I guess this is the point where we need to start actually coming up with the characters and allotting them slots. I think everyone should get a couple of “sum your 2s” slots free, for minor traits, and “small straight” for a more powerful trait (”small straight” means 1-2-3-4, 2-3-4-5, or 3-4-5-6; it’s worth 20 points plus the remaining die). As Kevan suggested, you can only use those if you can work them into narration (”persuasive wheedle” is not going to help in a fistfight, nor is “former boxer” going to help your negotiation skills).

I posted five of eight names for characters on the wiki–we need three more, preferably two gals and a guy (Kit and Iseul are gals, incidentally). I also wrote up David Lin as a quick example sketch.

Rehabilitation: India’s Epic Mahabharata Game

I’m getting rid of this game instead of moving it with me. I bought it because it sounded really cool. I mean, look at this set of pieces, not counting the game board which contains two embedded sub-boards:

  • 54 Virtue Cards
  • 9 Flag/Conch Cards
  • 18 Wrath Cards
  • 40 Karma-Destiny Cards
  • 22 Prowess Cards
  • 16 Warriors
  • 24 Blessing Cards
  • 108 Coins
  • 6 Game Pieces
  • 2 Dice

The Virtue cards are all different: “gratefulness”, “maturity”, “equality” (?), “wideness” (??), etc. The “Karma” cards are like Chance in Monopoly. A lot of thought went into this game.

I would say that too much thought went into the game, actually. It’s only slightly less complicated than the Mahabharata itself. Some of this is unavoidable since one of the points of the game is to teach the characters and plot of the Mahabharata, but there’s got to be a better way to do it. The game is full of one-off mechanics and keys that only fit one lock.
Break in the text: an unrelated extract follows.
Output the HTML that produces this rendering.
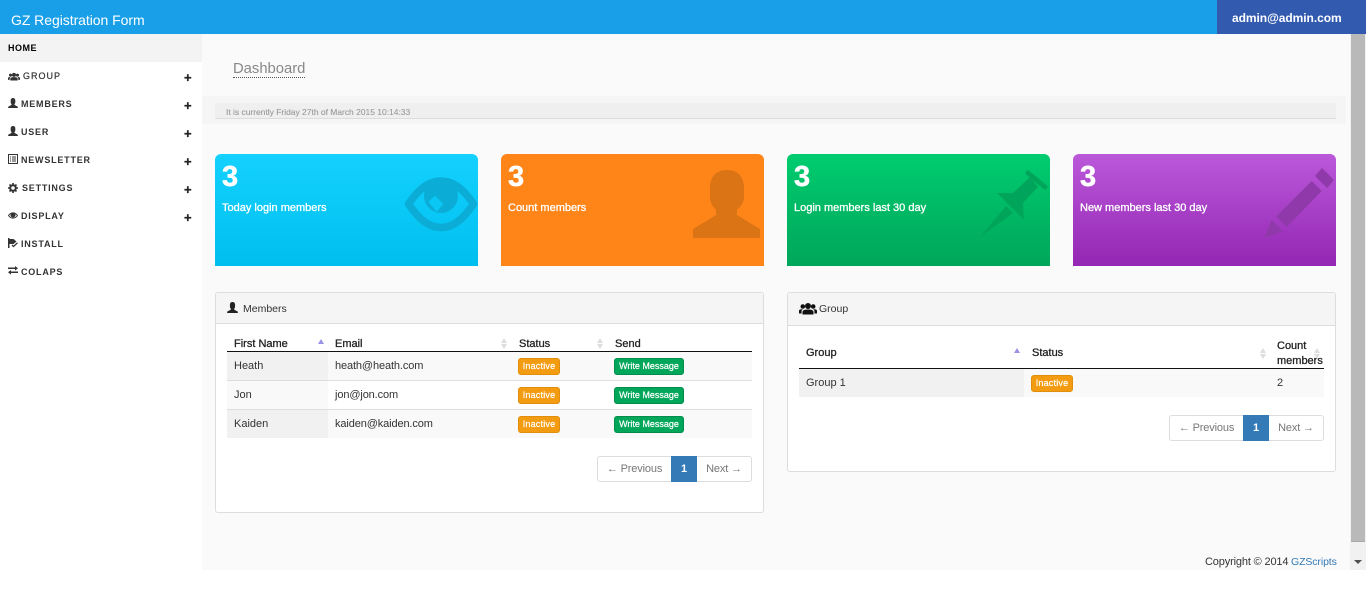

There must be a simpler game that achieves the same goals; maybe an RPG (the manual reads like an old AD&D manual, down to the tables) or even a real-time strategy game. Failing that, there must be a simpler game that uses these cool Wrath Cards and Virtue Cards.

The game isn’t on BoardGameGeek. I found it in a co-op supermarket in Lawrence, Kansas. You can get it from Lotus Press, or you can take my copy off my hands if you live near San Francisco.